··· PROVIDED MATERIAL
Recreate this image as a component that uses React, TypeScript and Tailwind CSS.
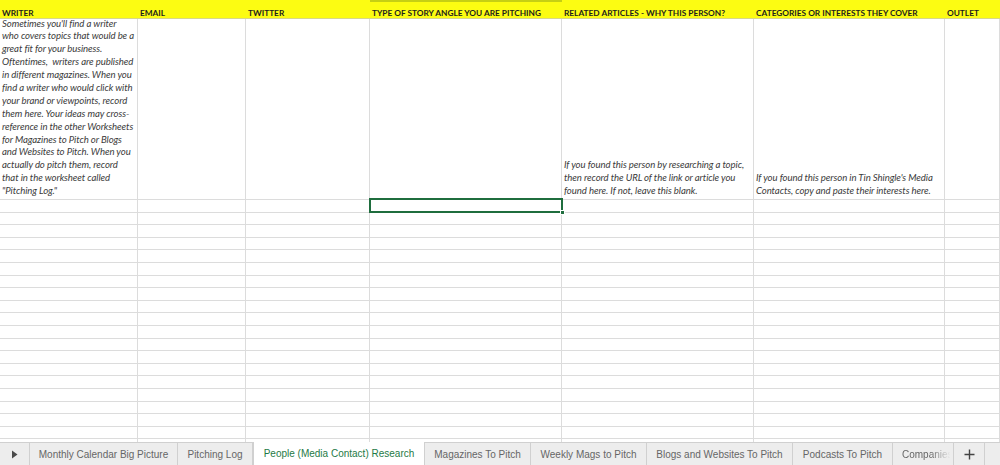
import React from 'react';

const cols = [138, 108, 124, 192, 192, 191, 55];
const headers = [
  'WRITER',
  'EMAIL',
  'TWITTER',
  'TYPE OF STORY ANGLE YOU ARE PITCHING',
  'RELATED ARTICLES - WHY THIS PERSON?',
  'CATEGORIES OR INTERESTS THEY COVER',
  'OUTLET',
];

const writerNote = [
  "Sometimes you'll find a writer",
  'who covers topics that would be a',
  'great fit for your business.',
  'Oftentimes,  writers are published',
  'in different magazines. When you',
  'find a writer who would click with',
  'your brand or viewpoints, record',
  'them here. Your ideas may cross-',
  'reference in the other Worksheets',
  'for Magazines to Pitch or Blogs',
  'and Websites to Pitch. When you',
  'actually do pitch them, record',
  'that in the worksheet called',
  '"Pitching Log."',
];

const articlesNote = [
  'If you found this person by researching a topic,',
  'then record the URL of the link or article you',
  'found here. If not, leave this blank.',
];

const categoriesNote = [
  "If you found this person in Tin Shingle's Media",
  'Contacts, copy and paste their interests here.',
];

const notes: Record<number, string[]> = { 0: writerNote, 4: articlesNote, 5: categoriesNote };

const tabs = [
  { name: 'Monthly Calendar Big Picture', w: 148 },
  { name: 'Pitching Log', w: 75 },
  { name: 'People (Media Contact) Research', w: 172, active: true },
  { name: 'Magazines To Pitch', w: 106 },
  { name: 'Weekly Mags to Pitch', w: 116 },
  { name: 'Blogs and Websites To Pitch', w: 146 },
  { name: 'Podcasts To Pitch', w: 100 },
];

const Note: React.FC<{ lines: string[] }> = ({ lines }) => (
  <div className="flex flex-col justify-end h-full pl-[2px] pb-[1px] overflow-hidden">
    {lines.map((l) => (
      <div key={l} className="whitespace-pre leading-[12.9px] h-[12.9px] text-[9.6px] tracking-[-0.08px] italic text-[#3a3a3a]">
        {l}
      </div>
    ))}
  </div>
);

const App: React.FC = () => {
  const emptyRows = Array.from({ length: 20 });

  return (
    <div className="w-[1000px] h-[465px] bg-white flex flex-col overflow-hidden" style={{ fontFamily: 'Lato, "Open Sans", sans-serif' }}>
      {/* Sheet */}
      <div className="relative flex-1 overflow-hidden">
        {/* Header row */}
        <div className="flex h-[19px] bg-[#fcfc12] border-b border-[#d7d78a]">
          {headers.map((h, i) => (
            <div
              key={h}
              style={{ width: cols[i] }}
              className={`shrink-0 flex items-end pl-[2px] leading-[10px] text-[8.3px] font-bold text-[#1d1d1d] whitespace-nowrap ${i === 3 ? 'border-t-2 border-[#c6cf14]' : ''}`}
            >
              {h}
            </div>
          ))}
        </div>

        {/* Notes row */}
        <div className="flex h-[181px] border-b border-[#dcdcdc]">
          {cols.map((w, i) => (
            <div key={i} style={{ width: w }} className="shrink-0 border-r border-[#dcdcdc]">
              {notes[i] && <Note lines={notes[i]} />}
            </div>
          ))}
        </div>

        {/* Empty rows */}
        {emptyRows.map((_, r) => (
          <div key={r} className="flex h-[12.6px] border-b border-[#dcdcdc]">
            {cols.map((w, i) => (
              <div key={i} style={{ width: w }} className="shrink-0 border-r border-[#dcdcdc]" />
            ))}
          </div>
        ))}

        {/* Selected cell */}
        <div className="absolute left-[369px] top-[198px] w-[194px] h-[15px] border-2 border-[#1f6d3e]">
          <div className="absolute -right-[4px] -bottom-[4px] w-[5px] h-[5px] bg-[#1f6d3e] border border-white" />
        </div>
      </div>

      {/* Sheet tabs */}
      <div
        className="flex h-[23px] shrink-0 bg-[#ededed] border-t border-[#d0d0d0] text-[10px] text-[#666]"
        style={{ fontFamily: '"Liberation Sans", Arial, sans-serif' }}
      >
        <div className="w-[30px] shrink-0 flex items-center justify-center border-r border-[#d0d0d0]">
          <svg width="7" height="9" viewBox="0 0 7 9">
            <path d="M1 0.5 L6.5 4.5 L1 8.5 Z" fill="#4a4a4a" />
          </svg>
        </div>
        {tabs.map((t) => (
          <div
            key={t.name}
            style={{ width: t.w }}
            className={`shrink-0 flex items-center justify-center whitespace-nowrap border-r border-[#d0d0d0] ${
              t.active ? 'bg-white text-[#1e7a46] -mt-[1px] border-l' : ''
            }`}
          >
            {t.name}
          </div>
        ))}
        <div className="w-[61px] shrink-0 flex items-center pl-[9px] whitespace-nowrap overflow-hidden border-r border-[#d0d0d0]">
          <span className="[mask-image:linear-gradient(to_right,black_55%,transparent_95%)]">Companies</span>
        </div>
        <div className="w-[31px] shrink-0 flex items-center justify-center border-r border-[#d0d0d0]">
          <svg width="11" height="11" viewBox="0 0 11 11">
            <path d="M5.5 0.5 V10.5 M0.5 5.5 H10.5" stroke="#444" strokeWidth="1.4" />
          </svg>
        </div>
        <div className="flex-1" />
      </div>
    </div>
  );
};

export default App;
······
• DESCRIPTION OF THE TASK: Copy out the listing exactly as it stands, but not the pictures.

• RESULT:
Recreate this image as a component that uses React, TypeScript and Tailwind CSS.
import React from 'react';

const cols = [138, 108, 124, 192, 192, 191, 55];
const headers = [
  'WRITER',
  'EMAIL',
  'TWITTER',
  'TYPE OF STORY ANGLE YOU ARE PITCHING',
  'RELATED ARTICLES - WHY THIS PERSON?',
  'CATEGORIES OR INTERESTS THEY COVER',
  'OUTLET',
];

const writerNote = [
  "Sometimes you'll find a writer",
  'who covers topics that would be a',
  'great fit for your business.',
  'Oftentimes,  writers are published',
  'in different magazines. When you',
  'find a writer who would click with',
  'your brand or viewpoints, record',
  'them here. Your ideas may cross-',
  'reference in the other Worksheets',
  'for Magazines to Pitch or Blogs',
  'and Websites to Pitch. When you',
  'actually do pitch them, record',
  'that in the worksheet called',
  '"Pitching Log."',
];

const articlesNote = [
  'If you found this person by researching a topic,',
  'then record the URL of the link or article you',
  'found here. If not, leave this blank.',
];

const categoriesNote = [
  "If you found this person in Tin Shingle's Media",
  'Contacts, copy and paste their interests here.',
];

const notes: Record<number, string[]> = { 0: writerNote, 4: articlesNote, 5: categoriesNote };

const tabs = [
  { name: 'Monthly Calendar Big Picture', w: 148 },
  { name: 'Pitching Log', w: 75 },
  { name: 'People (Media Contact) Research', w: 172, active: true },
  { name: 'Magazines To Pitch', w: 106 },
  { name: 'Weekly Mags to Pitch', w: 116 },
  { name: 'Blogs and Websites To Pitch', w: 146 },
  { name: 'Podcasts To Pitch', w: 100 },
];

const Note: React.FC<{ lines: string[] }> = ({ lines }) => (
  <div className="flex flex-col justify-end h-full pl-[2px] pb-[1px] overflow-hidden">
    {lines.map((l) => (
      <div key={l} className="whitespace-pre leading-[12.9px] h-[12.9px] text-[9.6px] tracking-[-0.08px] italic text-[#3a3a3a]">
        {l}
      </div>
    ))}
  </div>
);

const App: React.FC = () => {
  const emptyRows = Array.from({ length: 20 });

  return (
    <div className="w-[1000px] h-[465px] bg-white flex flex-col overflow-hidden" style={{ fontFamily: 'Lato, "Open Sans", sans-serif' }}>
      {/* Sheet */}
      <div className="relative flex-1 overflow-hidden">
        {/* Header row */}
        <div className="flex h-[19px] bg-[#fcfc12] border-b border-[#d7d78a]">
          {headers.map((h, i) => (
            <div
              key={h}
              style={{ width: cols[i] }}
              className={`shrink-0 flex items-end pl-[2px] leading-[10px] text-[8.3px] font-bold text-[#1d1d1d] whitespace-nowrap ${i === 3 ? 'border-t-2 border-[#c6cf14]' : ''}`}
            >
              {h}
            </div>
          ))}
        </div>

        {/* Notes row */}
        <div className="flex h-[181px] border-b border-[#dcdcdc]">
          {cols.map((w, i) => (
            <div key={i} style={{ width: w }} className="shrink-0 border-r border-[#dcdcdc]">
              {notes[i] && <Note lines={notes[i]} />}
            </div>
          ))}
        </div>

        {/* Empty rows */}
        {emptyRows.map((_, r) => (
          <div key={r} className="flex h-[12.6px] border-b border-[#dcdcdc]">
            {cols.map((w, i) => (
              <div key={i} style={{ width: w }} className="shrink-0 border-r border-[#dcdcdc]" />
            ))}
          </div>
        ))}

        {/* Selected cell */}
        <div className="absolute left-[369px] top-[198px] w-[194px] h-[15px] border-2 border-[#1f6d3e]">
          <div className="absolute -right-[4px] -bottom-[4px] w-[5px] h-[5px] bg-[#1f6d3e] border border-white" />
        </div>
      </div>

      {/* Sheet tabs */}
      <div
        className="flex h-[23px] shrink-0 bg-[#ededed] border-t border-[#d0d0d0] text-[10px] text-[#666]"
        style={{ fontFamily: '"Liberation Sans", Arial, sans-serif' }}
      >
        <div className="w-[30px] shrink-0 flex items-center justify-center border-r border-[#d0d0d0]">
          <svg width="7" height="9" viewBox="0 0 7 9">
            <path d="M1 0.5 L6.5 4.5 L1 8.5 Z" fill="#4a4a4a" />
          </svg>
        </div>
        {tabs.map((t) => (
          <div
            key={t.name}
            style={{ width: t.w }}
            className={`shrink-0 flex items-center justify-center whitespace-nowrap border-r border-[#d0d0d0] ${
              t.active ? 'bg-white text-[#1e7a46] -mt-[1px] border-l' : ''
            }`}
          >
            {t.name}
          </div>
        ))}
        <div className="w-[61px] shrink-0 flex items-center pl-[9px] whitespace-nowrap overflow-hidden border-r border-[#d0d0d0]">
          <span className="[mask-image:linear-gradient(to_right,black_55%,transparent_95%)]">Companies</span>
        </div>
        <div className="w-[31px] shrink-0 flex items-center justify-center border-r border-[#d0d0d0]">
          <svg width="11" height="11" viewBox="0 0 11 11">
            <path d="M5.5 0.5 V10.5 M0.5 5.5 H10.5" stroke="#444" strokeWidth="1.4" />
          </svg>
        </div>
        <div className="flex-1" />
      </div>
    </div>
  );
};

export default App;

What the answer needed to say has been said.